X, _ = make_classification(n_samples=300, n_features=10, n_informative=10, random_state=42)

# Normalize the data

scaler = MinMaxScaler()

X_norm = scaler.fit_transform(X)

# Define the autoencoder architecture

input_layer = Input(shape=(10,))

encoded = Dense(5, activation=’relu’)(input_layer)

decoded = Dense(10, activation=’sigmoid’)(encoded)

# Create the autoencoder model

autoencoder = Model(input_layer, decoded)

# Compile the model

autoencoder.compile(optimizer=’adam’, loss=’binary_crossentropy’)

# Train the autoencoder

autoencoder.fit(X_norm, X_norm, epochs=50, batch_size=32, validation_split=0.2)

# Reconstruct data using the trained autoencoder

X_reconstructed = autoencoder.predict(X_norm)

# Calculate reconstruction errors

reconstruction_errors = np.mean(np.square(X_norm – X_reconstructed), axis=1)

# Visualizing reconstruction errors

plt.scatter(range(len(reconstruction_errors)), reconstruction_errors, c=’blue’)

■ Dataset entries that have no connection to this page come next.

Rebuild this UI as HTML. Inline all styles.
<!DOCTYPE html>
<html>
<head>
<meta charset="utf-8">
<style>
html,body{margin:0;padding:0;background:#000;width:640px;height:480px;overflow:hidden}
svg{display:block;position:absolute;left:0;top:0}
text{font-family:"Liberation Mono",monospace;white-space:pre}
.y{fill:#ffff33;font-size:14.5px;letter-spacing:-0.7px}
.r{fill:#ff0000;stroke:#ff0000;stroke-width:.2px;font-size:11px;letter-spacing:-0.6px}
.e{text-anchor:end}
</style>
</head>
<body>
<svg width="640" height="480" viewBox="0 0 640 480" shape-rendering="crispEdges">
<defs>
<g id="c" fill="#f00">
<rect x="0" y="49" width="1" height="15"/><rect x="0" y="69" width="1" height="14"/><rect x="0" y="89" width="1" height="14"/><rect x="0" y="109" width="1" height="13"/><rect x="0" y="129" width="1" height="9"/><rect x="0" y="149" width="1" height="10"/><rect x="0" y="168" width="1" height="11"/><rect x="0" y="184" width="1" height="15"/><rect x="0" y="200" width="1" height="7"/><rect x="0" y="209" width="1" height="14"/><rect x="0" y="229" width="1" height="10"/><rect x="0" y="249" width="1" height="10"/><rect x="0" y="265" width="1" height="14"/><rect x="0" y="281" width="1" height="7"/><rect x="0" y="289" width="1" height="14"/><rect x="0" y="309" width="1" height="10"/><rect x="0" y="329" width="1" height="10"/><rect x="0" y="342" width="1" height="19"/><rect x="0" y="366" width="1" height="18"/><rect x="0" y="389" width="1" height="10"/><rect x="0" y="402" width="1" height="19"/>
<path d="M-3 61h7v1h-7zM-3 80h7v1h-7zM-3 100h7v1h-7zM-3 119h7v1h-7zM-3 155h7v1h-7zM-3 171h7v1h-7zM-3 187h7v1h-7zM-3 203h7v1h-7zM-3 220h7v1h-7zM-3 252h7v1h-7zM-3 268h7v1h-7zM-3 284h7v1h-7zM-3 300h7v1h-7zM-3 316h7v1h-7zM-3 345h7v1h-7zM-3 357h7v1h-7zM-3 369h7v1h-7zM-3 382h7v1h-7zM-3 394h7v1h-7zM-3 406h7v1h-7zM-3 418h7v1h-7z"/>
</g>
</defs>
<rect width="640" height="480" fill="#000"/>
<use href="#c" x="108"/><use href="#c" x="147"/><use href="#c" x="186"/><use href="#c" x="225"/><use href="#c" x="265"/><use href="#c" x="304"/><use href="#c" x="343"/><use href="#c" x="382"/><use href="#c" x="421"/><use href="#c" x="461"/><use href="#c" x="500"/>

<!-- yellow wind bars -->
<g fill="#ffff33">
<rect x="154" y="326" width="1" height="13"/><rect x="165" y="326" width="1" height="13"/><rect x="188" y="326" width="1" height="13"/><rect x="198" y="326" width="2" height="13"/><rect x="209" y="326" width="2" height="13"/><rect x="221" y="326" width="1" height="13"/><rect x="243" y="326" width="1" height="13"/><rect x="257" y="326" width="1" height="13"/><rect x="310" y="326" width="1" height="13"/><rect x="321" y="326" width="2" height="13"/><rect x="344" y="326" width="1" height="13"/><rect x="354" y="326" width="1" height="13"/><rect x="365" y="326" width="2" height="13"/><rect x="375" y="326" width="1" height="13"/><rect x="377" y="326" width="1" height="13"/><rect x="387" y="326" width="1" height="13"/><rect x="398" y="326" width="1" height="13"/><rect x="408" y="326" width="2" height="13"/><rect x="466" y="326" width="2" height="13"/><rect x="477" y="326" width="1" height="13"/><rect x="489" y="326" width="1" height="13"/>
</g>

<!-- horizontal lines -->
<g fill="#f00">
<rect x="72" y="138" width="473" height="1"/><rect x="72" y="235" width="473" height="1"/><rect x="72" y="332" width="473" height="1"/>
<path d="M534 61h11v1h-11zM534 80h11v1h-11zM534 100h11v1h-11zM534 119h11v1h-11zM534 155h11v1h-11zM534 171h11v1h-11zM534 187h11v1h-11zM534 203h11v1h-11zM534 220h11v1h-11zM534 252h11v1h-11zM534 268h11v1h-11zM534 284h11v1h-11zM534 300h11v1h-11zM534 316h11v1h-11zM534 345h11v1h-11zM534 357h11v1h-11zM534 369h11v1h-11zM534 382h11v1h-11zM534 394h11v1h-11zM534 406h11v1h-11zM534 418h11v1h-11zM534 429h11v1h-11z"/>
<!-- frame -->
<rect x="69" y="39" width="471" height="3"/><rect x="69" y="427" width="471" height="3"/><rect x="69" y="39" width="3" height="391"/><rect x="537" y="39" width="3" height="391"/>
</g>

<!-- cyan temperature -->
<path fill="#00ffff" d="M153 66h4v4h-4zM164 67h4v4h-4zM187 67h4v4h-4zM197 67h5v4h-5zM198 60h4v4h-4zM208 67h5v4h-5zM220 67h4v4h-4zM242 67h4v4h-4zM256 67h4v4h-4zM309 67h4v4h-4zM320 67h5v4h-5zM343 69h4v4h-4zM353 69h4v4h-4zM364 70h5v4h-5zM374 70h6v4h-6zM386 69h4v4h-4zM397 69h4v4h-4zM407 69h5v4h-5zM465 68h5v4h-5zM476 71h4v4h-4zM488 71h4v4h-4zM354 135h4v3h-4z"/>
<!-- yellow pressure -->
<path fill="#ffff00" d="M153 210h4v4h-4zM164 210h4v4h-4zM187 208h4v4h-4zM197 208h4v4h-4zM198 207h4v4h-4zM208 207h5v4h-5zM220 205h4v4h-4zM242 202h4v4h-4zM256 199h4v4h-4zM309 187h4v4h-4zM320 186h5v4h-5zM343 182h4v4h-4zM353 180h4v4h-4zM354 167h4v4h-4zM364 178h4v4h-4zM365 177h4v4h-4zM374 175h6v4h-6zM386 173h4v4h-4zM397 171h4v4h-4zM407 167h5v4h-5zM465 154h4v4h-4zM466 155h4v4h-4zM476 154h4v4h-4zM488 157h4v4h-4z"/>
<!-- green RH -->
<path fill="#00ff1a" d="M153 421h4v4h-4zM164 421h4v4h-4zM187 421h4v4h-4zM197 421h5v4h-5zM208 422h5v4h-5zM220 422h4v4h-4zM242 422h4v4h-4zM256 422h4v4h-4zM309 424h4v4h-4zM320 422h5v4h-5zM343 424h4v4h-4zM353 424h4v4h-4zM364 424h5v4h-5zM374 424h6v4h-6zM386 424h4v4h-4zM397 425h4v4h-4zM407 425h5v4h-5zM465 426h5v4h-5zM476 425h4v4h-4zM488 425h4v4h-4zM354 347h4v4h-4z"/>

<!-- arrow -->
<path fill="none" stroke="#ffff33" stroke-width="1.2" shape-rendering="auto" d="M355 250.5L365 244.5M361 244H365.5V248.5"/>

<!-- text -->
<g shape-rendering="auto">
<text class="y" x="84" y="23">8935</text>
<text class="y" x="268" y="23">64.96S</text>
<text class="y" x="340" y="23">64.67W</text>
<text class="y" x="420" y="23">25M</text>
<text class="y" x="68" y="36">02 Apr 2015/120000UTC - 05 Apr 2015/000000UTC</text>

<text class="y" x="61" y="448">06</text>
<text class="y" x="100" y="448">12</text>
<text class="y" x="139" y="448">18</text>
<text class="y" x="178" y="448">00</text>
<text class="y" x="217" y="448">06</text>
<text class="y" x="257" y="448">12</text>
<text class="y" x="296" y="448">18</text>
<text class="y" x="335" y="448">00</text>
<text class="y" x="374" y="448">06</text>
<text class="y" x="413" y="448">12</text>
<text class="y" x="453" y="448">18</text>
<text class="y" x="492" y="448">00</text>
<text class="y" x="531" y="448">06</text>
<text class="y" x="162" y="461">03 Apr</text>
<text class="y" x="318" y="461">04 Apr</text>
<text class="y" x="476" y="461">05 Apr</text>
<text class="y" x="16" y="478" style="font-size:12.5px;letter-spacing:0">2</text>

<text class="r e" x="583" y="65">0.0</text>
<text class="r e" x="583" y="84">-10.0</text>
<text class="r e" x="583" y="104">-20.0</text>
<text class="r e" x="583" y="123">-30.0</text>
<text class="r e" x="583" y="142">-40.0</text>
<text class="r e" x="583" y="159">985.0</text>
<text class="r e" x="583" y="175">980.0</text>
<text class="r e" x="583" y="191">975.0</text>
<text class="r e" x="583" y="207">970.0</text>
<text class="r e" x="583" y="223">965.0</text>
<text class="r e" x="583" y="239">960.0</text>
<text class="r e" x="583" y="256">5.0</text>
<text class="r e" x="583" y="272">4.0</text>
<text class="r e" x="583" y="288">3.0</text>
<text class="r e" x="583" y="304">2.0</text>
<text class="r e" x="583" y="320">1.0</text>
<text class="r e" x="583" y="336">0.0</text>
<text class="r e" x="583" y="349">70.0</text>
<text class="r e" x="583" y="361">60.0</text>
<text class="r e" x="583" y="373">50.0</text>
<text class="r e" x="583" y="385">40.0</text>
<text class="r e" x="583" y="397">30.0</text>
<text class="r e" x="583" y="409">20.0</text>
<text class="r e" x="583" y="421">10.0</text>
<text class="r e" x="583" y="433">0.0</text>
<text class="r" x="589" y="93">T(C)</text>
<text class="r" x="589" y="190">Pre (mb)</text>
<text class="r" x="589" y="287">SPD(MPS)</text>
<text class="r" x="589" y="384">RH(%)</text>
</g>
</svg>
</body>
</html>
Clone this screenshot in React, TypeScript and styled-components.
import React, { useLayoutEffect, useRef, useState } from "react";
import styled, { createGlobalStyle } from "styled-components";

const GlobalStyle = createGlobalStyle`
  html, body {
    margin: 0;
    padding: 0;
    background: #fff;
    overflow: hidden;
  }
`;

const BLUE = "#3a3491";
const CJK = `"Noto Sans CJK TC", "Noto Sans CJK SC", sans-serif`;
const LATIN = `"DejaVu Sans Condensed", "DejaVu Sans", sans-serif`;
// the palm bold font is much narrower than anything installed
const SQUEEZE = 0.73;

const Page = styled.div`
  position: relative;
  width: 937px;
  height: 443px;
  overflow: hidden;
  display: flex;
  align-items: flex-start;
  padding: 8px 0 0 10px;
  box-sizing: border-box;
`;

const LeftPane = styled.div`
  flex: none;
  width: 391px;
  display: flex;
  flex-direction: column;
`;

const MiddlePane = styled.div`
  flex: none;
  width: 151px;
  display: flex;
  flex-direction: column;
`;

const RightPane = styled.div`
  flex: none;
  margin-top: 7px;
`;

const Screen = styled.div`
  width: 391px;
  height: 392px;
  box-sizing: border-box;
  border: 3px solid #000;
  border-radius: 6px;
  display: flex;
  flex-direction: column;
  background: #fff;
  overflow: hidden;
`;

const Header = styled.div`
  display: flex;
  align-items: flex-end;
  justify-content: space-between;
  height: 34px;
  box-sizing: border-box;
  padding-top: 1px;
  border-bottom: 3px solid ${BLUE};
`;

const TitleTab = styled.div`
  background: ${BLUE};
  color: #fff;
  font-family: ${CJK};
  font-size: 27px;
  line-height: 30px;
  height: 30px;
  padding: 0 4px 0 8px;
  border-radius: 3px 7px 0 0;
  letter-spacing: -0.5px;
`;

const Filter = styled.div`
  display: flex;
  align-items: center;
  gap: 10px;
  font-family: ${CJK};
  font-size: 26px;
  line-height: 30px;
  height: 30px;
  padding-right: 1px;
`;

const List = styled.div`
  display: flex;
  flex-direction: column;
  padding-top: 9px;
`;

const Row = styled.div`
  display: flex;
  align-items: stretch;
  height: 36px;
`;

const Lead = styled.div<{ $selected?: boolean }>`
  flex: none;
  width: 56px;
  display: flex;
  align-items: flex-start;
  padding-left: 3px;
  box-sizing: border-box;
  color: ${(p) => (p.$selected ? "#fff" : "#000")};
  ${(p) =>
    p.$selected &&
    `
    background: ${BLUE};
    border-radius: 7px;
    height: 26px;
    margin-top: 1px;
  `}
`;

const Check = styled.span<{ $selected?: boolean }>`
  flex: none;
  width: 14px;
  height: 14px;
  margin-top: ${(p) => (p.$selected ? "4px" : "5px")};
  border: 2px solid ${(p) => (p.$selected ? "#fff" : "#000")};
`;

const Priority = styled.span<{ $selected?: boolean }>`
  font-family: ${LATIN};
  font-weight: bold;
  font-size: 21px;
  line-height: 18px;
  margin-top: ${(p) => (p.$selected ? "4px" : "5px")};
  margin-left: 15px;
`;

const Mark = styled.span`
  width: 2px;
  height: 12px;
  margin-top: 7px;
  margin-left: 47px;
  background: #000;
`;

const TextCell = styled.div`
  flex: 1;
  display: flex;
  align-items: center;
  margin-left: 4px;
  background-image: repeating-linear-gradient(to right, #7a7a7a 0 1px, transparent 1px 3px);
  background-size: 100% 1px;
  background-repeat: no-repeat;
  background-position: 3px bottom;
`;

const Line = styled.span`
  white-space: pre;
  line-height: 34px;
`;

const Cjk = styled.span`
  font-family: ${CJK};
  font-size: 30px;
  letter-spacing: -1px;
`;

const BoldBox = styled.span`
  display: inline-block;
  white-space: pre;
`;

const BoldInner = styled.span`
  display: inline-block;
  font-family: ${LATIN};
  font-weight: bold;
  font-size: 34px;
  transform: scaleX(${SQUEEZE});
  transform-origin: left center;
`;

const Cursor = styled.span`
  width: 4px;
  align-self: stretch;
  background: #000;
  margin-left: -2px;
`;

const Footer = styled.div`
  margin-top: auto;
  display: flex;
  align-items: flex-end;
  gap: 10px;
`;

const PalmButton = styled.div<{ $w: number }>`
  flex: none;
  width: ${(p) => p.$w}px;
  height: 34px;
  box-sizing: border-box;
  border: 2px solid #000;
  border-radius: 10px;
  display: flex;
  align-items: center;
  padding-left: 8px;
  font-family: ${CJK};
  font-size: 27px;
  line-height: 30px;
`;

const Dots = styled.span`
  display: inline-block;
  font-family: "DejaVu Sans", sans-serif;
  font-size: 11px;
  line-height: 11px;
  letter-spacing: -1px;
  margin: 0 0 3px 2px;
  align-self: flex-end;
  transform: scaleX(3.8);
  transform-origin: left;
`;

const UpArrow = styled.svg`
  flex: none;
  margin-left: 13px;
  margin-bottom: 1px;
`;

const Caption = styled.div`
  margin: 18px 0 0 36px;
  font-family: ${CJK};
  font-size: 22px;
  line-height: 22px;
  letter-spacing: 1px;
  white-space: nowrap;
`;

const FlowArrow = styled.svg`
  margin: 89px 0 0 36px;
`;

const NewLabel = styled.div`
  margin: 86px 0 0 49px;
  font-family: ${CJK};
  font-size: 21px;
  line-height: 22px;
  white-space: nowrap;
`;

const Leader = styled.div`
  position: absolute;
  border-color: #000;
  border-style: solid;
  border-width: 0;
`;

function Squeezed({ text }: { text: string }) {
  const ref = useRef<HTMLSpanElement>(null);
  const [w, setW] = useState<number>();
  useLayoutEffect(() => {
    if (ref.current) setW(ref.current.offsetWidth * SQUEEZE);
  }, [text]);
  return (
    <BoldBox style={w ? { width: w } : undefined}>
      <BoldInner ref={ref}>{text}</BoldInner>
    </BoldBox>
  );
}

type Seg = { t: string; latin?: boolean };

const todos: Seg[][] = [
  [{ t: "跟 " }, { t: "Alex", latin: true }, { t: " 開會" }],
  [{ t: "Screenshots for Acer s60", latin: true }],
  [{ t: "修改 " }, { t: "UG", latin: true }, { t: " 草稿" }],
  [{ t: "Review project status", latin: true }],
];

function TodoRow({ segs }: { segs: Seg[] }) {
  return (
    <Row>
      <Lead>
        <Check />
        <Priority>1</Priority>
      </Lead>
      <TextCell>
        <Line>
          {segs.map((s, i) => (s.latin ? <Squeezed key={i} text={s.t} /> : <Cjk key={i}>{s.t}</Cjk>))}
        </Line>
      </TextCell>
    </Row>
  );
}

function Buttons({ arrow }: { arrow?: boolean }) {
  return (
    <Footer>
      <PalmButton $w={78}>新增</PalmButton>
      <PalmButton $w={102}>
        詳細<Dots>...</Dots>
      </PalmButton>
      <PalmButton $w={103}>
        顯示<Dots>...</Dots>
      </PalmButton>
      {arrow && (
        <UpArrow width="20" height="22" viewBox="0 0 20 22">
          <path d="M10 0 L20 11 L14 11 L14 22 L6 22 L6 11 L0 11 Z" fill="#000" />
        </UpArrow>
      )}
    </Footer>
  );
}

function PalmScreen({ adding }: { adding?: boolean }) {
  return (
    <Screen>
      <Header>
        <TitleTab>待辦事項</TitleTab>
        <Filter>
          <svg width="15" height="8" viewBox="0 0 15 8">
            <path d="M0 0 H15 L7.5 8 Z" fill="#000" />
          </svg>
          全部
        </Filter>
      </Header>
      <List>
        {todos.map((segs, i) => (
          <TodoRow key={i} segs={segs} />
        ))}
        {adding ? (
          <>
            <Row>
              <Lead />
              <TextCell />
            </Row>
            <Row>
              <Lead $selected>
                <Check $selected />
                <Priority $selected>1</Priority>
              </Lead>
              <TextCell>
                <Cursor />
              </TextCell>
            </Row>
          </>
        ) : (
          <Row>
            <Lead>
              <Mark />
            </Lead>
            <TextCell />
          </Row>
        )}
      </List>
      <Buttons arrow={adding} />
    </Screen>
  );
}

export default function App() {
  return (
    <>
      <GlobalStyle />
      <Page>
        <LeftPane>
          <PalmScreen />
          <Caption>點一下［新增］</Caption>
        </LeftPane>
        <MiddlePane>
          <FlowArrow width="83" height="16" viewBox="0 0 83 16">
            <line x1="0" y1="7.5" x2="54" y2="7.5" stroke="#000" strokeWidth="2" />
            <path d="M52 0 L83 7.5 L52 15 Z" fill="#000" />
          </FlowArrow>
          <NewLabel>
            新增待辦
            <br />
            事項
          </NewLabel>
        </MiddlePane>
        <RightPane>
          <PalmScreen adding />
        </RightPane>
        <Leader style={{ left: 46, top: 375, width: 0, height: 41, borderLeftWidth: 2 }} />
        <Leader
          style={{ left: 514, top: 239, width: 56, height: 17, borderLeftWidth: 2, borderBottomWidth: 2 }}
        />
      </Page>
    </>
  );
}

plt.axhline(y=np.percentile(reconstruction_errors, 95), color=’red’, linestyle=’dashed’, label=’Anomaly Threshold’)

plt.title(‘Autoencoders: Anomaly Detection’)

plt.xlabel(‘Data Index’)

plt.ylabel(‘Reconstruction Error’)

plt.legend()

plt.show()

Conclusion

Unsupervised machine learning techniques play a vital role in data exploration, pattern discovery, and anomaly detection. In this blog, we covered three powerful unsupervised learning techniques in Clustering, Dimensionality Reduction, and Anomaly Detection. We implemented K-Means and Hierarchical Clustering for grouping similar data points, PCA, and t-SNE for visualizing high-dimensional data, and Isolation Forest and Autoencoders for detecting anomalies. With these tools in your arsenal, you can gain deeper insights and make data-driven decisions in various applications, ranging from customer segmentation and image processing to fraud detection and system monitoring.